The New L&D Operating Model
Typical of the emerging hybrid delivery model for L&D is a global financial services firm that created a project to explore which learning services were best delivered at the business unit level and which were best shared across the enterprise – and the organizational changes that were required to achieve this.
At this historically decentralized firm, both training staff and line managers believed that a great strength of training was its decentralization, its “closeness to the business.” At the same time, they found that such an embedded structure, without enterprise level vision, strategy, or planning, resulted in unacceptable duplication of effort, redundancy, and, therefore, cost inefficiency. They discovered innovative best practices existing in the business units, but no mechanism or structure to ensure that they were shared or leveraged across the company. They found virtually no enterprise level programs, services, or strategy to drive a unified employment brand or talent management approach that would help them meet their goal of becoming one of the “100 Best Companies to Work For.” As a result, they designed a new operating model with four key elements.

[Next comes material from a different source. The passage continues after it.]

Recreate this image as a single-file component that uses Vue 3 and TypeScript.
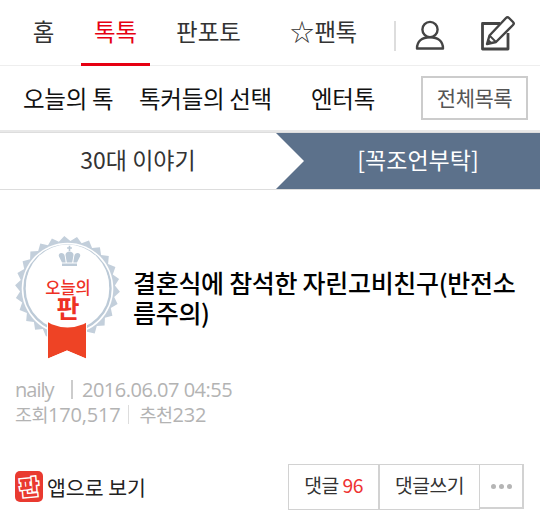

Business Unit Learning Services. Learning generalists, sourced from the business, were responsible for consulting with local business unit management, underswtanding human performance requirements, and translating those performance requirements into learning solutions.
Content Center of Excellence. A shared content center was responsible for design and development of customized learning solutions across the enterprise, organized by content portfolio (management development, sales, operations, etc.).
Shared Learning Services. A shared service center provided scale-driven administrative and infrastructure support services to the businesses (learner support, logistics, facilities, print/fulfillment, LMS support etc.).
Corporate Learning. A corporate center was responsible for providing learning strategies, frameworks, and programs that cut across the organization (e.g. leadership development, competency frameworks, etc.) and was also responsible for integration of learning with the HR and talent management functions and processes.
The client found that it could fund the establishment of the coprorate learning center with savings generated through shared services, and that additional dollars could be saved -- or reinvested -- by consolidating and reengineering training at the business unit level.